Have you even noticed how biting into some delicious food and getting a big chunk of a sage leaf, or a big piece of garlic can ruin the mood and spoil the whole dish?
Have you ever cooked your favorite sauce only to taste it and realize that the sauce taste so strongly of basil that you can't even taste the delicate Romano cheese you added?
Fresh herbs, especially those you grow yourself, can be a bit tricky at first. If they grow in the sun, they are going to be stronger than if they are grown in the shade. If you picked them in the morning they will be stronger than herbs picked in the afternoon.
I used to just go pick a handful of herbs and give them a quick chop and throw them in the sauce, but more than once I discovered I had a sauce that tasted like one herb, and the others were lost.

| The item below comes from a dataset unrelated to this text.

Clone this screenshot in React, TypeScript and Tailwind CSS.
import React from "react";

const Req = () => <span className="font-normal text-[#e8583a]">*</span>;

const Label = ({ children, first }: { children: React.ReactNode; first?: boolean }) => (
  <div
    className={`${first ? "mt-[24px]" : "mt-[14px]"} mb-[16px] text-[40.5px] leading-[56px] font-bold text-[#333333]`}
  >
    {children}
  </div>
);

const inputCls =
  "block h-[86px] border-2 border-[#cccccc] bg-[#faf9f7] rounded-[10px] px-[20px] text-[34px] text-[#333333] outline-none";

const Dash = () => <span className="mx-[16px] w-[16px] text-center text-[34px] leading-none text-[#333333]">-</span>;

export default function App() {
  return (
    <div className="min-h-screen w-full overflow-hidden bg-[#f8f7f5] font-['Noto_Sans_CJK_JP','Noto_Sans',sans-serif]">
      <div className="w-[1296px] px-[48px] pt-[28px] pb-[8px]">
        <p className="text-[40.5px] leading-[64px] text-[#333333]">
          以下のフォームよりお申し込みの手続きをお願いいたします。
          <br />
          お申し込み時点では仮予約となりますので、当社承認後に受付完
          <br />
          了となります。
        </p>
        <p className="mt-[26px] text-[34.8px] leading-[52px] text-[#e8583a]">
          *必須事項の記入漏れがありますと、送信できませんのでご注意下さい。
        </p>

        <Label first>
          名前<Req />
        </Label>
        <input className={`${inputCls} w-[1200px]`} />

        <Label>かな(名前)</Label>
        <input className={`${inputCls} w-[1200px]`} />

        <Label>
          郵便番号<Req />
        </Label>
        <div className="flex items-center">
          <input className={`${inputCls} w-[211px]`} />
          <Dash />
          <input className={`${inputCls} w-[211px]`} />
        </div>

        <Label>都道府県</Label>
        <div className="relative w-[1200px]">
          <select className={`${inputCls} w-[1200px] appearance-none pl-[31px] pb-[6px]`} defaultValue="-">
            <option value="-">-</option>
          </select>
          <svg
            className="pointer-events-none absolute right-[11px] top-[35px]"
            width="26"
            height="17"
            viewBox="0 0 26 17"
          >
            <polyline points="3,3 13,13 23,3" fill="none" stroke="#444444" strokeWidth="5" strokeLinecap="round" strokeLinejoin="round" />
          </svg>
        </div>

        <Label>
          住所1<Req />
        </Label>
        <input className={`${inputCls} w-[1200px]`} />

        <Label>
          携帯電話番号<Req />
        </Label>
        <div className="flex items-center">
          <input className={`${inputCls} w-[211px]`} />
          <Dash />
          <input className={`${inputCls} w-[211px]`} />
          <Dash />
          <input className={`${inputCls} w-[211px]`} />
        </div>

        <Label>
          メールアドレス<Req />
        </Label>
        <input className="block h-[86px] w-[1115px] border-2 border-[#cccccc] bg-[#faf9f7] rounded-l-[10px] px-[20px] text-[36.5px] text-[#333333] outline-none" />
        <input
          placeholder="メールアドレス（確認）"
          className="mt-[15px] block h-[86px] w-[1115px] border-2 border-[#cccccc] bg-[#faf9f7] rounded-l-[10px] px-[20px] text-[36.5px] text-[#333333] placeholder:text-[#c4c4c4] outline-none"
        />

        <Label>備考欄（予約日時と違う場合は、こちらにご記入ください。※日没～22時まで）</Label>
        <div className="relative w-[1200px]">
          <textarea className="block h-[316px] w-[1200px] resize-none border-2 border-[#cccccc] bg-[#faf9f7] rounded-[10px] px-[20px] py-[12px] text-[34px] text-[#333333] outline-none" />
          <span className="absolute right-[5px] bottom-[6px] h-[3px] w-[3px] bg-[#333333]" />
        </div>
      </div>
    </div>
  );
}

So, I have worked and played and come up with "Troy's Secret Method."
First I chop each of the herbs I am planning on using relatively fine, and set it aside. As I am chopping the herbs, the oils are released and I can tell by the smell, which ones are going to be stronger.
Then I start with about a third of my chopped pile of each herb, put them all together and chop through them, mixing them, and more important, blending the oils from each together. Again, I pay careful attention to the smell. Is it too sagey? Add a bit more of the others. Don't smell any Savory, add a bit more to the pile.
When I am done, I have a dark green, wet, soft pile of chopped herb blend, that can then be added to my sauce, soup, or other dish without fear of chunks of leaf, or any one herb overpowering the others.
This is a trial and error method. Don't be afraid to play around a bit.
Over time, you will get the feel for your own herbs, how they blend with the other herbs in the garden, and the individual taste of your own family.